▶ **TO DO**
Copy the data that follows, character for character, minus the pictures.
Start of INFORMATION SUPPLIED
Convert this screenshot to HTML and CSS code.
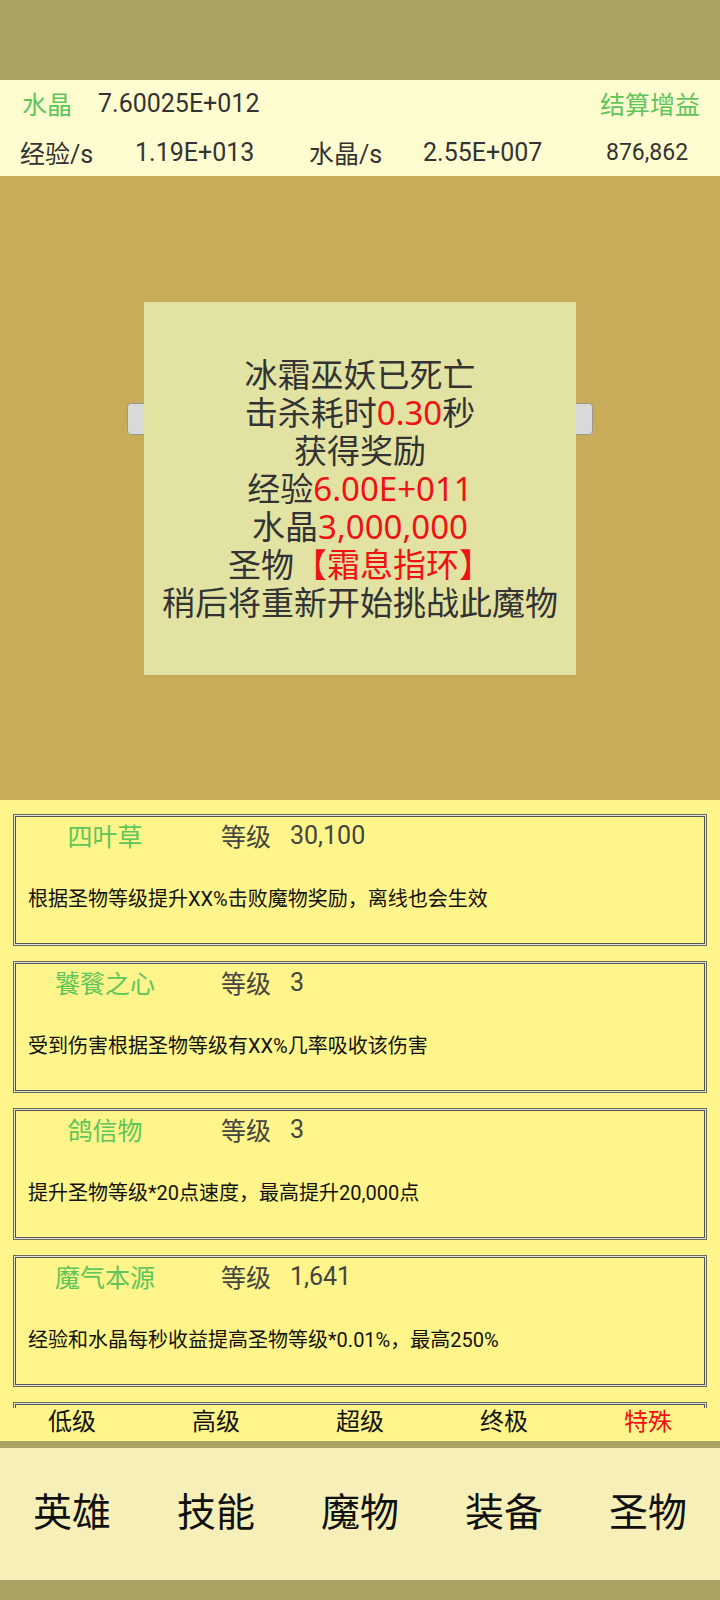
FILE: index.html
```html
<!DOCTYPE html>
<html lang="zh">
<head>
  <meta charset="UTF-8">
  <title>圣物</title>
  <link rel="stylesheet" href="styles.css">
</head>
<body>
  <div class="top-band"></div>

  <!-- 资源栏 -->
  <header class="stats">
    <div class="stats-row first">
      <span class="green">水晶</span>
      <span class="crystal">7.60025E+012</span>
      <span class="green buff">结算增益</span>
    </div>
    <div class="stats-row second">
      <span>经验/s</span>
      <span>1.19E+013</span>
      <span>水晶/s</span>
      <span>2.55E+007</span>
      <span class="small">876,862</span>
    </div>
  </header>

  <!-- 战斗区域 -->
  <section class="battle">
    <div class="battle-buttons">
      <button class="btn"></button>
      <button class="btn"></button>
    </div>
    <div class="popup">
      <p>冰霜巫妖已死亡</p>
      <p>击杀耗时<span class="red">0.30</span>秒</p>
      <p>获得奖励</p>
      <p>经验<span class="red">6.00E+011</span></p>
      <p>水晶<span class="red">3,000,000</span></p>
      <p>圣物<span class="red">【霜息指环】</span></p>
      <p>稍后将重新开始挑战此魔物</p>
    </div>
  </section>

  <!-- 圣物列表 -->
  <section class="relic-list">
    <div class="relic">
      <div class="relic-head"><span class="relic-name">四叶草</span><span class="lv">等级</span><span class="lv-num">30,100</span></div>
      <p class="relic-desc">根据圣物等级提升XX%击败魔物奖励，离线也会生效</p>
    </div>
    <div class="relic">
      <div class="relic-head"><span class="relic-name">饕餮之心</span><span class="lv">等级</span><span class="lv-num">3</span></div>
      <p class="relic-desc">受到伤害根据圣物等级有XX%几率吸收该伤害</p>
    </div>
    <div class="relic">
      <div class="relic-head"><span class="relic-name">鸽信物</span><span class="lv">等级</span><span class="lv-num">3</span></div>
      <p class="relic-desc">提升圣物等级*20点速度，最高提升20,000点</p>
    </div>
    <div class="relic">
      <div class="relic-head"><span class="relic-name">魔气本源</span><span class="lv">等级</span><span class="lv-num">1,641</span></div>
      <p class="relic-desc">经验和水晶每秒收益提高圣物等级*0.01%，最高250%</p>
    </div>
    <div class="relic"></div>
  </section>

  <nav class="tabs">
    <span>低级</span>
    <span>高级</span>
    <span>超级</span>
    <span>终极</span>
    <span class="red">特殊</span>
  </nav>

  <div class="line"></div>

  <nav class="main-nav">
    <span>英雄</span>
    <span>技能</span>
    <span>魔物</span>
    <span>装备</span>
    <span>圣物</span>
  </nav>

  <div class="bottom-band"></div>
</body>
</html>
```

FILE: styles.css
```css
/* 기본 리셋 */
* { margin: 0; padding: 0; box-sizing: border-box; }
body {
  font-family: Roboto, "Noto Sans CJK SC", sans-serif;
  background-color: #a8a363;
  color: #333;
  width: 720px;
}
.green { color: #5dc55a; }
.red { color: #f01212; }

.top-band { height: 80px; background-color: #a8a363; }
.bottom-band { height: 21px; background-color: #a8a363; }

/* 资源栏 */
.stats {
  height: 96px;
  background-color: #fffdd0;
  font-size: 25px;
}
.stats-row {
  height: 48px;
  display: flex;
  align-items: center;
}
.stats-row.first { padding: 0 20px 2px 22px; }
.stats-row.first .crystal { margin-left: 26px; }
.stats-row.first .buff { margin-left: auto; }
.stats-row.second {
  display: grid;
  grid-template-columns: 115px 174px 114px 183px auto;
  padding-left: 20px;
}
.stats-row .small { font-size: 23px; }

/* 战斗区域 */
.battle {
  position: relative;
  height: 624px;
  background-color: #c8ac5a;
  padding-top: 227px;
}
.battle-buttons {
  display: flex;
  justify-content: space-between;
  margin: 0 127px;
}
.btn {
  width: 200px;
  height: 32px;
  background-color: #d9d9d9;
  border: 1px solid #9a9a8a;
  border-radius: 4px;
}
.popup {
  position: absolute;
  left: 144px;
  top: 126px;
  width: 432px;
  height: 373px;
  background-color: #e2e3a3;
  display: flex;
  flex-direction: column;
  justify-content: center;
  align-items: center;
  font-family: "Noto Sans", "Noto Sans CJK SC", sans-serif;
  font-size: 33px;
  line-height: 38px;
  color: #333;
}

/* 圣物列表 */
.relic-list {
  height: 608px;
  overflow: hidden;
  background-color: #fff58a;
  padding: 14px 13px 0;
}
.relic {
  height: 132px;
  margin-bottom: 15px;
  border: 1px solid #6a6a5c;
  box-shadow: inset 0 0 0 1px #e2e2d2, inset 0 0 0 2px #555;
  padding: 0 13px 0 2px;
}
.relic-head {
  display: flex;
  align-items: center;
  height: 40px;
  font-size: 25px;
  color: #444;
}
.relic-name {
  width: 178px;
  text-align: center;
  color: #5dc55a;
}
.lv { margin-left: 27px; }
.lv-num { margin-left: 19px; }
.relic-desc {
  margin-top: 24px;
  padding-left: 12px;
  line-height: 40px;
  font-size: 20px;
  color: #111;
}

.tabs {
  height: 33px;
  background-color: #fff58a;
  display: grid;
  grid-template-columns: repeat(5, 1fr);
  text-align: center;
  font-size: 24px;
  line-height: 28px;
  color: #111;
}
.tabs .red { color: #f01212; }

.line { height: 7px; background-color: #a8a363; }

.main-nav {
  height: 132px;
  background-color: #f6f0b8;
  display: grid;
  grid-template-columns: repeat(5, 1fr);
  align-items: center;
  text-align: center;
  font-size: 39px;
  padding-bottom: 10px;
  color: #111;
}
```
End of INFORMATION SUPPLIED
▶ **REPLY TO THE EXERCISE**
Convert this screenshot to HTML and CSS code.
FILE: index.html
```html
<!DOCTYPE html>
<html lang="zh">
<head>
  <meta charset="UTF-8">
  <title>圣物</title>
  <link rel="stylesheet" href="styles.css">
</head>
<body>
  <div class="top-band"></div>

  <!-- 资源栏 -->
  <header class="stats">
    <div class="stats-row first">
      <span class="green">水晶</span>
      <span class="crystal">7.60025E+012</span>
      <span class="green buff">结算增益</span>
    </div>
    <div class="stats-row second">
      <span>经验/s</span>
      <span>1.19E+013</span>
      <span>水晶/s</span>
      <span>2.55E+007</span>
      <span class="small">876,862</span>
    </div>
  </header>

  <!-- 战斗区域 -->
  <section class="battle">
    <div class="battle-buttons">
      <button class="btn"></button>
      <button class="btn"></button>
    </div>
    <div class="popup">
      <p>冰霜巫妖已死亡</p>
      <p>击杀耗时<span class="red">0.30</span>秒</p>
      <p>获得奖励</p>
      <p>经验<span class="red">6.00E+011</span></p>
      <p>水晶<span class="red">3,000,000</span></p>
      <p>圣物<span class="red">【霜息指环】</span></p>
      <p>稍后将重新开始挑战此魔物</p>
    </div>
  </section>

  <!-- 圣物列表 -->
  <section class="relic-list">
    <div class="relic">
      <div class="relic-head"><span class="relic-name">四叶草</span><span class="lv">等级</span><span class="lv-num">30,100</span></div>
      <p class="relic-desc">根据圣物等级提升XX%击败魔物奖励，离线也会生效</p>
    </div>
    <div class="relic">
      <div class="relic-head"><span class="relic-name">饕餮之心</span><span class="lv">等级</span><span class="lv-num">3</span></div>
      <p class="relic-desc">受到伤害根据圣物等级有XX%几率吸收该伤害</p>
    </div>
    <div class="relic">
      <div class="relic-head"><span class="relic-name">鸽信物</span><span class="lv">等级</span><span class="lv-num">3</span></div>
      <p class="relic-desc">提升圣物等级*20点速度，最高提升20,000点</p>
    </div>
    <div class="relic">
      <div class="relic-head"><span class="relic-name">魔气本源</span><span class="lv">等级</span><span class="lv-num">1,641</span></div>
      <p class="relic-desc">经验和水晶每秒收益提高圣物等级*0.01%，最高250%</p>
    </div>
    <div class="relic"></div>
  </section>

  <nav class="tabs">
    <span>低级</span>
    <span>高级</span>
    <span>超级</span>
    <span>终极</span>
    <span class="red">特殊</span>
  </nav>

  <div class="line"></div>

  <nav class="main-nav">
    <span>英雄</span>
    <span>技能</span>
    <span>魔物</span>
    <span>装备</span>
    <span>圣物</span>
  </nav>

  <div class="bottom-band"></div>
</body>
</html>
```

FILE: styles.css
```css
/* 기본 리셋 */
* { margin: 0; padding: 0; box-sizing: border-box; }
body {
  font-family: Roboto, "Noto Sans CJK SC", sans-serif;
  background-color: #a8a363;
  color: #333;
  width: 720px;
}
.green { color: #5dc55a; }
.red { color: #f01212; }

.top-band { height: 80px; background-color: #a8a363; }
.bottom-band { height: 21px; background-color: #a8a363; }

/* 资源栏 */
.stats {
  height: 96px;
  background-color: #fffdd0;
  font-size: 25px;
}
.stats-row {
  height: 48px;
  display: flex;
  align-items: center;
}
.stats-row.first { padding: 0 20px 2px 22px; }
.stats-row.first .crystal { margin-left: 26px; }
.stats-row.first .buff { margin-left: auto; }
.stats-row.second {
  display: grid;
  grid-template-columns: 115px 174px 114px 183px auto;
  padding-left: 20px;
}
.stats-row .small { font-size: 23px; }

/* 战斗区域 */
.battle {
  position: relative;
  height: 624px;
  background-color: #c8ac5a;
  padding-top: 227px;
}
.battle-buttons {
  display: flex;
  justify-content: space-between;
  margin: 0 127px;
}
.btn {
  width: 200px;
  height: 32px;
  background-color: #d9d9d9;
  border: 1px solid #9a9a8a;
  border-radius: 4px;
}
.popup {
  position: absolute;
  left: 144px;
  top: 126px;
  width: 432px;
  height: 373px;
  background-color: #e2e3a3;
  display: flex;
  flex-direction: column;
  justify-content: center;
  align-items: center;
  font-family: "Noto Sans", "Noto Sans CJK SC", sans-serif;
  font-size: 33px;
  line-height: 38px;
  color: #333;
}

/* 圣物列表 */
.relic-list {
  height: 608px;
  overflow: hidden;
  background-color: #fff58a;
  padding: 14px 13px 0;
}
.relic {
  height: 132px;
  margin-bottom: 15px;
  border: 1px solid #6a6a5c;
  box-shadow: inset 0 0 0 1px #e2e2d2, inset 0 0 0 2px #555;
  padding: 0 13px 0 2px;
}
.relic-head {
  display: flex;
  align-items: center;
  height: 40px;
  font-size: 25px;
  color: #444;
}
.relic-name {
  width: 178px;
  text-align: center;
  color: #5dc55a;
}
.lv { margin-left: 27px; }
.lv-num { margin-left: 19px; }
.relic-desc {
  margin-top: 24px;
  padding-left: 12px;
  line-height: 40px;
  font-size: 20px;
  color: #111;
}

.tabs {
  height: 33px;
  background-color: #fff58a;
  display: grid;
  grid-template-columns: repeat(5, 1fr);
  text-align: center;
  font-size: 24px;
  line-height: 28px;
  color: #111;
}
.tabs .red { color: #f01212; }

.line { height: 7px; background-color: #a8a363; }

.main-nav {
  height: 132px;
  background-color: #f6f0b8;
  display: grid;
  grid-template-columns: repeat(5, 1fr);
  align-items: center;
  text-align: center;
  font-size: 39px;
  padding-bottom: 10px;
  color: #111;
}
```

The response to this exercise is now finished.